At the Brazilian Grand Prix early in the season, the McLaren MP4/7 ran with electronically managed hydraulic actuators instead of the traditional throttle cable.
The pressure the driver felt in the throttle pedal was created by an external spring, marked in yellow.
Canada's brake demands
Montreal's Circuit Gilles Villeneuve puts very different demands on the brakes to the previous race at Monaco.
In Monaco, the challenge is to cool the brake caliper because there are multiple, regular braking events but not from high speed.
The lack of high speed running also means teams must run the maximum size of brake duct to keep the brakes cooled.
In Canada, cooling the disc and managing the wear is the most important thing.
The above images show the Mercedes and Ferrari brake cooling configuration from Canada last year, with the maximum number of ventilation holes.
Many drivers have suffered braking problems at the circuit, for example Heinz-Harald Frentzen crashing out late in the 1999 race after suffering a failure.

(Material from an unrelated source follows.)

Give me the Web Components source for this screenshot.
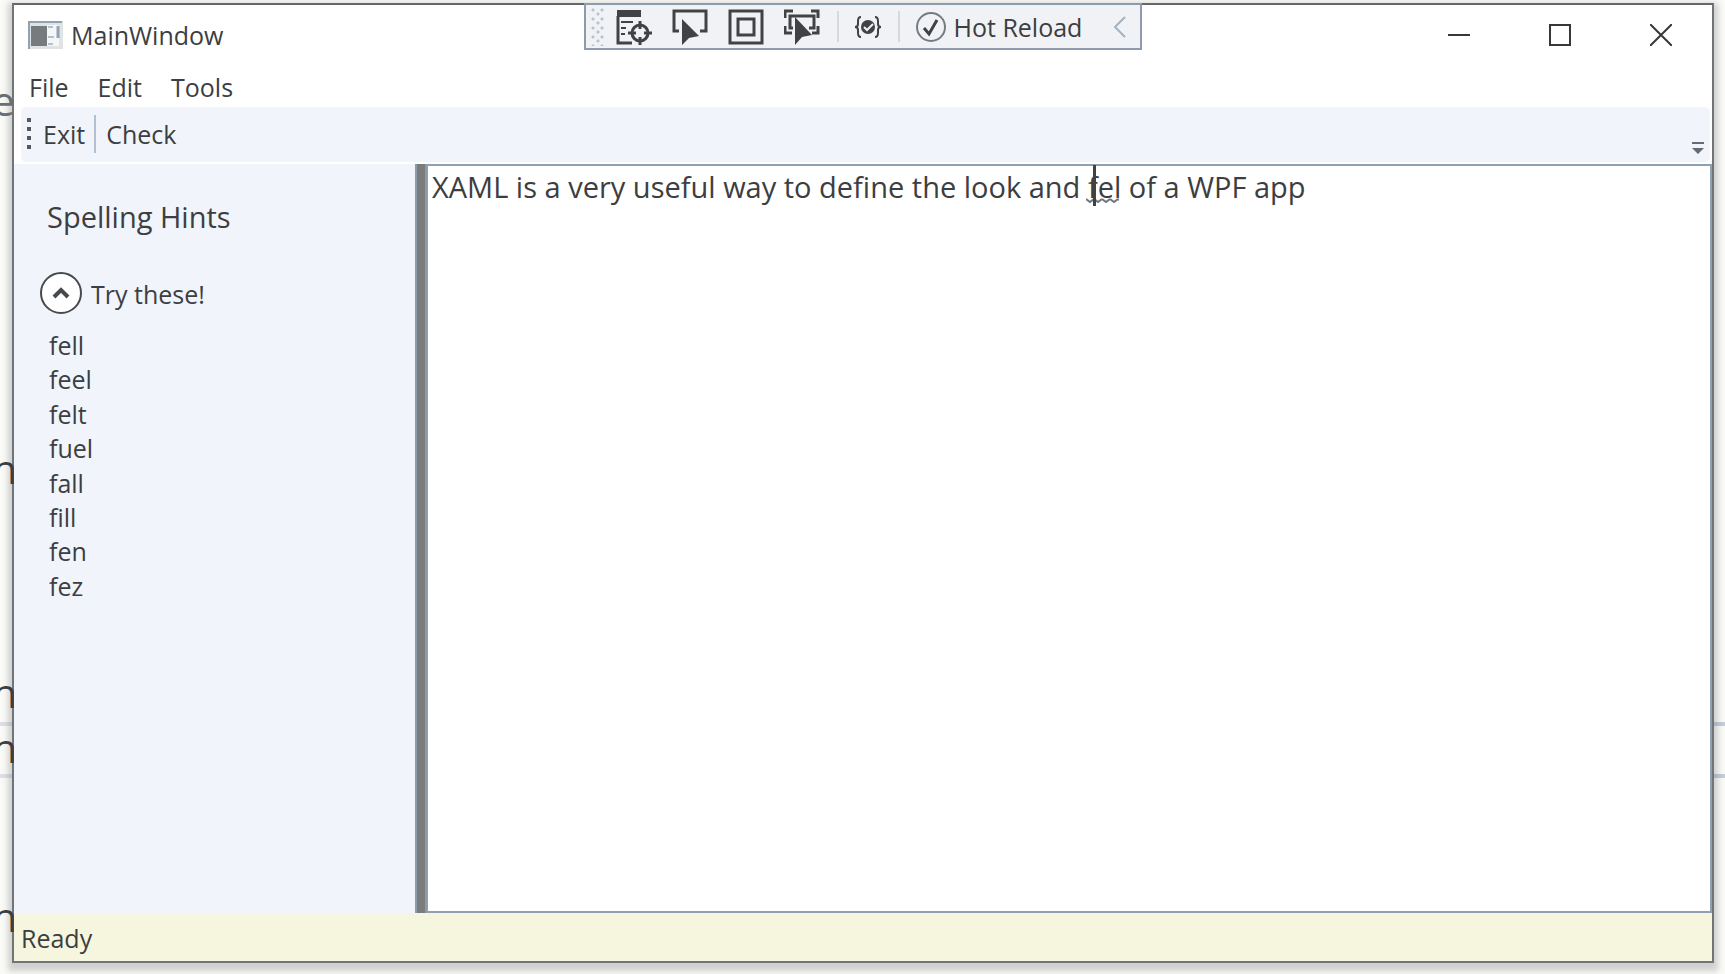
<!DOCTYPE html>
<html lang="en">
<head>
<meta charset="utf-8">
<title>MainWindow</title>
<style>
  html, body { height: 100%; margin: 0; }
  body { font: 25px/34px "Open Sans", "Noto Sans", sans-serif; color: #3c3e41; background: #fafaf7; overflow: hidden; }
</style>
</head>
<body>
<desktop-area>
  <main-window>
    <title-bar slot="title" caption="MainWindow"></title-bar>
    <menu-bar slot="menu">
      <button>File</button><button>Edit</button><button>Tools</button>
    </menu-bar>
    <tool-bar slot="tools">
      <button>Exit</button><hr><button>Check</button>
    </tool-bar>
    <hints-panel slot="side" heading="Spelling Hints" label="Try these!">
      <li>fell</li><li>feel</li><li>felt</li><li>fuel</li><li>fall</li><li>fill</li><li>fen</li><li>fez</li>
    </hints-panel>
    <text-editor slot="editor" value="XAML is a very useful way to define the look and fel of a WPF app" misspelt="fel"></text-editor>
    <status-bar slot="status">Ready</status-bar>
  </main-window>
  <debug-bar></debug-bar>
</desktop-area>

<script>
const define = (name, html, init) => {
  const template = document.createElement('template');
  template.innerHTML = html;
  customElements.define(name, class extends HTMLElement {
    constructor() {
      super();
      this.attachShadow({ mode: 'open' }).append(template.content.cloneNode(true));
    }
    connectedCallback() { if (init) init.call(this, this.shadowRoot); }
  });
};

/* Desktop: pieces of the page behind the window show at its edges. */
define('desktop-area', `
<style>
  :host { display: flex; position: relative; height: 100%; box-sizing: border-box; padding: 3px 11px 11px 12px; overflow: hidden; }
  ::slotted(main-window) { flex: 1; }
  .behind { position: absolute; inset: 0; overflow: hidden; }
  .line { position: absolute; left: 0; right: 0; height: 4px; background: linear-gradient(90deg, #dcdfe3 20px, #c3cddb 20px); }
  .l1 { top: 722px; } .l2 { top: 774px; }
  .edge { position: absolute; inset: 0 auto 0 0; width: 14px; overflow: hidden; z-index: 2; font-size: 41px; line-height: 40px; }
  .edge span { position: absolute; left: -8px; }
</style>
<div class="behind"><div class="line l1"></div><div class="line l2"></div></div>
<div class="edge" aria-hidden="true">
  <span style="top:80px;color:#6a6f75">e</span>
  <span style="top:448px">n</span>
  <span style="top:672px">n</span>
  <span style="top:727px">n</span>
  <span style="top:896px">n</span>
</div>
<slot></slot>`);

define('main-window', `
<style>
  :host { display: flex; flex-direction: column; position: relative; min-width: 0; background: #fff; border: 2px solid #70757a; border-top-color: #676767; box-shadow: 0 4px 6px 4px rgba(70,75,80,.24); }
  .body { flex: 1; display: grid; grid-template-columns: 401px 12px 1fr; min-height: 0; }
  .split { background: #7b7b7b; border: solid #8c9cad; border-width: 0 2px; box-sizing: border-box; }
</style>
<slot name="title"></slot><slot name="menu"></slot><slot name="tools"></slot>
<div class="body"><slot name="side"></slot><div class="split"></div><slot name="editor"></slot></div>
<slot name="status"></slot>`);

define('title-bar', `
<style>
  :host { display: flex; align-items: center; height: 60px; padding: 0 1px 0 14px; }
  h1 { flex: 1; margin: 0 0 0 8px; font: inherit; }
  button { width: 101px; height: 60px; padding: 0; border: 0; background: none; color: #36383b; }
  svg { display: block; margin: auto; fill: none; stroke: currentColor; stroke-width: 2; }
</style>
<svg style="margin:0" width="35" height="28" viewBox="0 0 35 28" stroke="none" aria-hidden="true">
  <rect width="35" height="28" fill="#e1e2e3" stroke="none"/>
  <path d="M1 28V1H34" stroke="#8fa3b5"/>
  <rect x="3" y="5" width="16" height="20" fill="#777b7e" stroke="none"/>
  <path d="M19 4H31V25H19Z" fill="#f5f6f7" stroke="none"/>
  <path d="M30 5V17" stroke="#8fa3b5" stroke-width="3"/>
  <path d="M20 6H25M20 16H26M20 23H25" stroke="#b3c0cb"/>
</svg>
<h1></h1>
<button aria-label="Minimize"><svg width="22" height="22"><path d="M0 11H22"/></svg></button>
<button aria-label="Maximize"><svg width="22" height="22"><rect x="1" y="1" width="20" height="20"/></svg></button>
<button aria-label="Close"><svg width="22" height="22"><path d="M0 0L22 22M22 0L0 22"/></svg></button>`,
function (root) { root.querySelector('h1').textContent = this.getAttribute('caption'); });

define('menu-bar', `
<style>
  :host { display: flex; align-items: flex-start; height: 42px; padding: 5px 0 0 14px; gap: 28px; box-sizing: border-box; }
  ::slotted(button) { border: 0; padding: 0 0 0 1px; background: none; font: inherit; color: inherit; }
</style><slot></slot>`);

define('tool-bar', `
<style>
  :host { display: flex; align-items: center; height: 53px; margin: 0 2px 2px 7px; padding: 0 6px 2px 6px; background: #f1f4fb; border-radius: 5px; }
  ::slotted(button) { border: 0; padding: 0; background: none; font: inherit; color: inherit; }
  ::slotted(hr) { width: 2px; height: 38px; margin: 0 10px 0 9px; border: 0; background: #b2c0d0; }
  .grip { width: 4px; height: 31px; margin-right: 12px; background: repeating-linear-gradient(#55595f 0 4px, transparent 4px 9px); }
  .more { margin-left: auto; align-self: flex-end; padding: 0 0 5px; border: 0; background: none; }
  svg { display: block; }
</style>
<span class="grip"></span><slot></slot>
<button class="more" aria-label="More"><svg width="12" height="14" fill="#656c73"><path d="M0 1H12V3H0ZM0 7H12L6 13Z"/></svg></button>`);

define('hints-panel', `
<style>
  :host { display: block; background: #f1f4fb; padding: 33px 26px 0; }
  h2 { margin: 0 0 0 7px; font: inherit; font-size: 29px; line-height: 40px; }
  button { display: flex; align-items: center; gap: 9px; margin: 36px 0 13px; padding: 0; border: 0; background: none; font: inherit; color: inherit; }
  ul { display: grid; grid-auto-rows: 1fr; height: 275px; margin: 0 0 0 9px; padding: 0; list-style: none; }
</style>
<h2></h2>
<button aria-expanded="true">
  <svg width="42" height="42" fill="#fff" stroke="#46494d" stroke-width="2"><circle cx="21" cy="20" r="20"/><path d="M14 24L21 17L28 24" fill="none" stroke-width="4"/></svg>
  <span></span>
</button>
<ul><slot></slot></ul>`,
function (root) {
  root.querySelector('h2').textContent = this.getAttribute('heading');
  root.querySelector('button span').textContent = this.getAttribute('label');
  root.querySelector('svg').style.overflow = 'visible';
});

define('text-editor', `
<style>
  :host { display: flex; position: relative; font-size: 29px; }
  textarea { flex: 1; margin: 0; padding: 1px 4px; border: 2px solid #8fa0b3; border-left-width: 1px; outline: 0; resize: none; background: #fff; font: inherit; line-height: 40px; color: inherit; }
  .wave, .caret { position: absolute; pointer-events: none; }
  .wave { top: 34px; height: 5px; }
  .wave svg { display: block; width: 100%; height: 5px; }
  .caret { top: 1px; width: 3px; height: 41px; background: #404245; }
</style>
<textarea spellcheck="false" aria-label="Document"></textarea>
<span class="wave"><svg><defs><pattern id="w" width="8" height="5" patternUnits="userSpaceOnUse"><path d="M0 1L4 4L8 1" fill="none" stroke="#6f757b" stroke-width="2"/></pattern></defs><rect width="100%" height="5" fill="url(#w)"/></svg></span>
<span class="caret"></span>`,
function (root) {
  const area = root.querySelector('textarea'), wave = root.querySelector('.wave'), caret = root.querySelector('.caret');
  const word = this.getAttribute('misspelt');
  area.value = this.getAttribute('value');
  const before = area.value.slice(0, area.value.indexOf(word));
  const pen = document.createElement('canvas').getContext('2d');
  pen.font = '29px "Open Sans", "Noto Sans", sans-serif';
  const left = 3 + Math.round(pen.measureText(before).width);
  wave.style.left = left + 'px';
  wave.style.width = Math.round(pen.measureText(word).width) + 'px';
  caret.style.left = left + Math.round(pen.measureText(word[0]).width) - 3 + 'px';
});

define('status-bar', `
<style>:host { display: flex; align-items: center; height: 46px; padding: 2px 0 0 7px; background: #f6f6de; }</style>
<slot></slot>`);

define('debug-bar', `
<style>
  :host { display: flex; align-items: center; position: absolute; top: 3px; left: 50%; transform: translateX(-50%); width: 558px; height: 47px; box-sizing: border-box; padding: 0 14px 0 5px; border: 2px solid #8d9bab; background: #f0f2f5; z-index: 3; }
  .grip { width: 13px; height: 38px; margin-right: 12px; background: radial-gradient(circle at 2px 2px, #b7c3cf 1px, transparent 2px) 0 0 / 9px 9px, radial-gradient(circle at 2px 2px, #b7c3cf 1px, transparent 2px) 5px 4px / 9px 9px; }
  button { display: flex; align-items: center; padding: 0; border: 0; background: none; font: inherit; color: inherit; }
  .icon { margin-right: 20px; }
  .hot { gap: 7px; }
  .fold { margin-left: auto; }
  i { width: 2px; height: 31px; background: #d5d8dc; }
  .s1 { margin: 0 15px 0 -3px; } .s2 { margin: 0 15px 0 16px; }
  svg { display: block; fill: none; stroke: #404245; stroke-width: 3; }
  .f { fill: #404245; stroke: none; }
</style>
<span class="grip"></span>
<button class="icon" aria-label="Live Visual Tree"><svg width="36" height="36">
  <rect class="f" x="1" y="1" width="24" height="7"/><path d="M2 7V34H16"/><path d="M5 13H17M5 19H10M5 25H9" stroke-width="2"/>
  <circle cx="24" cy="24" r="8"/><path d="M24 12V20M24 28V36M12 24H20M28 24H36"/>
</svg></button>
<button class="icon" aria-label="Select Element"><svg width="36" height="36">
  <path d="M7 22H2V2H34V22H28"/><path class="f" d="M10 10V36L17 29L27 27Z"/>
</svg></button>
<button class="icon" aria-label="Display Layout Adorners"><svg width="36" height="36">
  <rect x="2" y="2" width="32" height="32"/><rect x="10" y="10" width="16" height="16"/>
</svg></button>
<button class="icon" aria-label="Track Focused Element"><svg width="36" height="36">
  <path d="M1 9V2H9M27 2H34V9M1 17V24H8M28 24H34V17"/><path d="M9 19H6V7H30V19H25"/><path class="f" d="M11 8V36L18 28L28 26Z"/>
</svg></button>
<i class="s1"></i>
<button aria-label="Binding Failures"><svg width="28" height="24" style="stroke-width:2">
  <path d="M7 2Q4 2 4 6V9Q4 12 1 12Q4 12 4 15V18Q4 22 7 22M21 2Q24 2 24 6V9Q24 12 27 12Q24 12 24 15V18Q24 22 21 22"/>
  <circle class="f" cx="14" cy="12" r="7"/><path d="M10 12L13 15L19 9" stroke="#f0f2f5"/>
</svg></button>
<i class="s2"></i>
<button class="hot"><svg width="32" height="32"><circle cx="16" cy="16" r="14" stroke="#747b82" stroke-width="2"/><path d="M9 17L14 23L22 9"/></svg>Hot Reload</button>
<button class="fold" aria-label="Collapse"><svg width="13" height="22" style="stroke-width:2"><path d="M12 1L2 11L12 21" stroke="#a4b2c0"/></svg></button>`);
</script>
</body>
</html>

Based on data released last year by Brembo, the maximum deceleration in Montreal is 4.8g, with the braking zone for the hairpin particular demanding.
Of the seven braking points in Montreal, the most critical being is braking zone into the final right/left chicane that exits by the 'wall of champions'.
Cars hit the brakes at around 322km/h and brake for 1.6s to slow to around 148km/h.
This takes only 49 metres, with 4.7g deceleration and a force on the brake pedal of 161kg.
The Turn 8 right/left chicane requires cars to slow from around 297km/h in 47 metres and 1.62s, at 4.8g deceleration with 160kg force on the pedal.
The hairpin at Turn 10 is the best overtaking opportunity, with a 63 metre braking zone to go from 292km/h to around 68km.h in 2.44s.
Each Formula 1 team uses around 10 sets of brake calipers per season, as well as 140-240 brake discs and 280-480 pads.